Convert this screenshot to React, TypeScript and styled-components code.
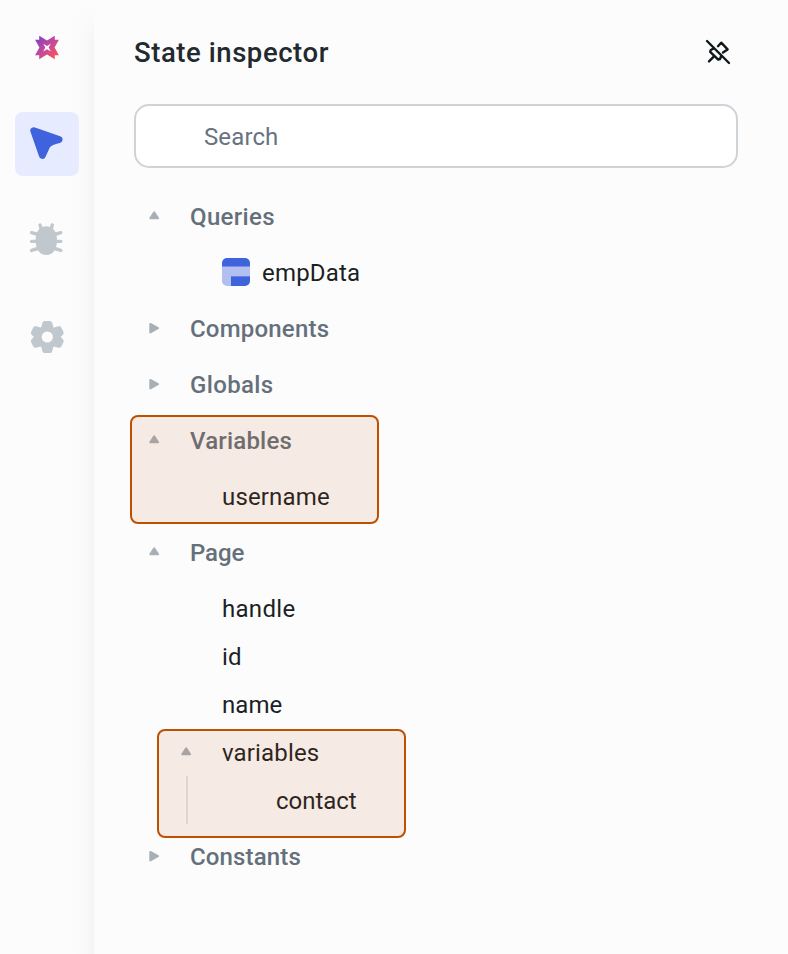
import React from "react";
import styled, { createGlobalStyle } from "styled-components";

const GlobalStyle = createGlobalStyle`
  * { box-sizing: border-box; }
  body {
    margin: 0;
    background: #fcfcfd;
    font-family: Roboto, "Noto Sans", sans-serif;
    color: #1b1f24;
  }
`;

const Shell = styled.div`
  display: flex;
  width: 788px;
  height: 954px;
  overflow: hidden;
  background: #fcfcfd;
`;

const Sidebar = styled.nav`
  display: flex;
  flex-direction: column;
  align-items: center;
  flex: none;
  width: 94px;
  background:
    linear-gradient(to bottom, #fcfcfd 8px, rgba(252, 252, 253, 0) 44px),
    linear-gradient(to right, #fcfcfd 68px, #fafafb 84px, #f4f4f6 94px);
`;

const LogoBox = styled.div`
  display: flex;
  align-items: flex-end;
  height: 60px;
  margin-bottom: 52px;
  svg { display: block; }
`;

const NavButton = styled.button<{ $active?: boolean }>`
  display: flex;
  align-items: center;
  justify-content: center;
  width: 64px;
  height: 64px;
  margin: 0 0 32px;
  padding: 0;
  border: 0;
  border-radius: 8px;
  background: ${(p) => (p.$active ? "#e6ebff" : "transparent")};
`;

const Panel = styled.main`
  flex: 1;
  padding: 0 50px 0 40px;
`;

const Header = styled.header`
  display: flex;
  align-items: center;
  justify-content: space-between;
  height: 104px;
  padding: 0 6px 0 0;
`;

const Title = styled.h1`
  margin: 2px 0 0;
  font-size: 27.5px;
  font-weight: 500;
  letter-spacing: 0.56px;
  line-height: 36px;
  color: #232a2e;
`;

const PinButton = styled.button`
  display: flex;
  padding: 0;
  border: 0;
  background: none;
`;

const SearchInput = styled.input`
  display: block;
  width: 604px;
  height: 64px;
  padding: 2px 68px 0;
  border: 2px solid #ced3d8;
  border-radius: 15px;
  outline: none;
  background: #fff;
  font: 400 24px Roboto, sans-serif;
  letter-spacing: 0.12px;
  &::placeholder { color: #687280; opacity: 1; }
`;

const Tree = styled.div`
  padding-top: 21px;
`;

const Group = styled.section`
  position: relative;
`;

const GroupRow = styled.div`
  display: flex;
  align-items: center;
  height: 56px;
  padding-left: 14px;
  gap: 30px;
`;

const GroupName = styled.span<{ $spacing: number }>`
  font-size: 24px;
  font-weight: 500;
  line-height: 32px;
  letter-spacing: ${(p) => p.$spacing}px;
  color: #65707b;
`;

const Children = styled.div`
  padding: 4px 0;
`;

const Leaf = styled.div`
  display: flex;
  align-items: center;
  height: 48px;
  padding-left: 88px;
  gap: 12px;
`;

const LeafName = styled.span<{ $spacing: number }>`
  font-size: 24px;
  line-height: 32px;
  letter-spacing: ${(p) => p.$spacing}px;
`;

const Branch = styled.div`
  position: relative;
`;

const BranchRow = styled.div`
  display: flex;
  align-items: center;
  height: 48px;
  padding-left: 46px;
  gap: 30px;
`;

const Nested = styled.div`
  display: flex;
  align-items: center;
  height: 48px;
  margin-top: -1px;
  margin-bottom: 1px;
  margin-left: 52px;
  padding: 2px 0 0 88px;
  border-left: 2px solid #e3e6e8;
`;

const Highlight = styled.div<{ $left: number; $top: number }>`
  position: absolute;
  left: ${(p) => p.$left}px;
  top: ${(p) => p.$top}px;
  width: 249px;
  height: 109px;
  border: 2px solid #bf5000;
  border-radius: 8px;
  background: rgba(196, 82, 18, 0.105);
  pointer-events: none;
`;

const CaretBox = styled.svg`
  display: block;
  flex: none;
  width: 12px;
  height: 14px;
  margin-bottom: 3px;
  fill: #a7afb7;
  stroke: #a7afb7;
  stroke-width: 2;
  stroke-linejoin: round;
`;

const Caret = ({ open }: { open?: boolean }) => (
  <CaretBox viewBox="0 0 12 14">
    <path d={open ? "M2.3 9.2 6.2 3.4 10.1 9.2Z" : "M2.3 3V11.4L10 7.2Z"} />
  </CaretBox>
);

const Logo = () => (
  <svg width="26" height="26" viewBox="0 0 26 26">
    <defs>
      <linearGradient id="brand" x1="2" y1="3" x2="22" y2="24" gradientUnits="userSpaceOnUse">
        <stop stopColor="#7c3fc6" />
        <stop offset="0.5" stopColor="#c44a9b" />
        <stop offset="1" stopColor="#fb5258" />
      </linearGradient>
    </defs>
    <path
      fill="url(#brand)"
      fillRule="evenodd"
      d="M5.2 1.8 13 6.6 20.8 1.8V5.8H24.9L20.6 13.6 24.9 21.3H20.8V25.3L13 20.6 5.2 25.3V21.3H1.1L5.4 13.6 1.1 5.8H5.2ZM9.2 9.8 11.3 13.6 9.2 17.4 13 15.3 16.8 17.4 14.7 13.6 16.8 9.8 13 11.9Z"
    />
  </svg>
);

const CursorIcon = () => (
  <svg width="64" height="64" viewBox="0 0 64 64">
    <path
      d="M18.8 18.7 44 27.6Q34.5 29.6 31.8 33.6L27.4 43.4Z"
      fill="#3e63dd"
      stroke="#3e63dd"
      strokeWidth="7"
      strokeLinejoin="round"
    />
  </svg>
);

const BugIcon = () => (
  <svg width="64" height="64" viewBox="0 0 64 64">
    <path
      d="M31.3 18.2C38 18.2 42 23.5 42 32.5 42 41 38 47 31.3 47S20.6 41 20.6 32.5C20.6 23.5 24.6 18.2 31.3 18.2Z"
      fill="#c1c8cd"
    />
    <path
      d="M25 17 26.6 22M37.3 17 35.9 22M16.6 24.7 23 26.5M45.8 24.7 39.6 26.5M16.6 33.4H45.8M16.6 42.4 23 40.5M45.8 42.4 39.6 40.5"
      fill="none"
      stroke="#c1c8cd"
      strokeWidth="3.4"
      strokeLinecap="round"
    />
  </svg>
);

const GearIcon = () => (
  <svg width="64" height="64" viewBox="0 0 64 64">
    <path
      fill="#c1c8cd"
      stroke="#c1c8cd"
      strokeWidth="5"
      strokeLinejoin="round"
      d="M29.8 19.4h5l1.3 5.2 2.8 1.6 5.2-1.5 2.1 4.2-3.8 3.8v.6l3.8 3.8-2.1 4.2-5.2-1.5-2.8 1.6-1.3 5.2h-5l-1.3-5.2-2.8-1.6-5.2 1.5-2.1-4.2 3.8-3.8v-.6l-3.8-3.8 2.1-4.2 5.2 1.5 2.8-1.6Z"
    />
    <circle cx="32.3" cy="33" r="5.6" fill="#fcfcfd" />
  </svg>
);

const PinOffIcon = () => (
  <svg width="28" height="28" viewBox="0 0 28 28" fill="none" stroke="#11181c" strokeWidth="2.4" strokeLinecap="round" strokeLinejoin="round">
    <path d="M3 3 25 25M5 23.4 9.5 18.8M9.8 10.4 6.8 12 6.2 13.8 14.2 21.6 16 21 17.2 18M14 8.2 17.2 4.7 23.6 11.4 19 14.6" />
  </svg>
);

const QueryIconBox = styled.svg`
  display: block;
  flex: none;
  margin-bottom: 2px;
`;

const QueryIcon = () => (
  <QueryIconBox width="28" height="28" viewBox="0 0 28 28">
    <path d="M0 9V5A5 5 0 0 1 5 0H23A5 5 0 0 1 28 5V9Z" fill="#3e63dd" />
    <path d="M0 8.5H28V18.5H9V28H5A5 5 0 0 1 0 23Z" fill="#b1bff1" />
    <path d="M9 18.3H28V23A5 5 0 0 1 23 28H9Z" fill="#3e63dd" />
  </QueryIconBox>
);

interface GroupProps {
  name: string;
  spacing: number;
  open?: boolean;
  children?: React.ReactNode;
}

const TreeGroup = ({ name, spacing, open, children }: GroupProps) => (
  <Group>
    <GroupRow>
      <Caret open={open} />
      <GroupName $spacing={spacing}>{name}</GroupName>
    </GroupRow>
    {children}
  </Group>
);

const TreeLeaf = ({ name, spacing, icon }: { name: string; spacing: number; icon?: React.ReactNode }) => (
  <Leaf>
    {icon}
    <LeafName $spacing={spacing}>{name}</LeafName>
  </Leaf>
);

export default function App() {
  return (
    <>
      <GlobalStyle />
      <Shell>
        <Sidebar>
          <LogoBox><Logo /></LogoBox>
          <NavButton $active aria-label="Inspector"><CursorIcon /></NavButton>
          <NavButton aria-label="Debugger"><BugIcon /></NavButton>
          <NavButton aria-label="Settings"><GearIcon /></NavButton>
        </Sidebar>
        <Panel>
          <Header>
            <Title>State inspector</Title>
            <PinButton aria-label="Unpin"><PinOffIcon /></PinButton>
          </Header>
          <SearchInput placeholder="Search" />
          <Tree>
            <TreeGroup name="Queries" spacing={0.35} open>
              <Children>
                <TreeLeaf name="empData" spacing={0.2} icon={<QueryIcon />} />
              </Children>
            </TreeGroup>
            <TreeGroup name="Components" spacing={0.2} />
            <TreeGroup name="Globals" spacing={0.35} />
            <TreeGroup name="Variables" spacing={0.2} open>
              <Children>
                <TreeLeaf name="username" spacing={0.15} />
              </Children>
              <Highlight $left={-4} $top={2} />
            </TreeGroup>
            <TreeGroup name="Page" spacing={-0.1} open>
              <Children>
                <TreeLeaf name="handle" spacing={0.3} />
                <TreeLeaf name="id" spacing={0.2} />
                <TreeLeaf name="name" spacing={0.05} />
                <Branch>
                  <BranchRow>
                    <Caret open />
                    <LeafName $spacing={0.15}>variables</LeafName>
                  </BranchRow>
                  <Nested>
                    <LeafName $spacing={-0.02}>contact</LeafName>
                  </Nested>
                  <Highlight $left={23} $top={0} />
                </Branch>
              </Children>
            </TreeGroup>
            <TreeGroup name="Constants" spacing={0.15} />
          </Tree>
        </Panel>
      </Shell>
    </>
  );
}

===============

▸ Aim
Gather each line from the listing above that holds "React".

▸ Correct result
Convert this screenshot to React, TypeScript and styled-components code.
import React from "react";
  children?: React.ReactNode;
const TreeLeaf = ({ name, spacing, icon }: { name: string; spacing: number; icon?: React.ReactNode }) => (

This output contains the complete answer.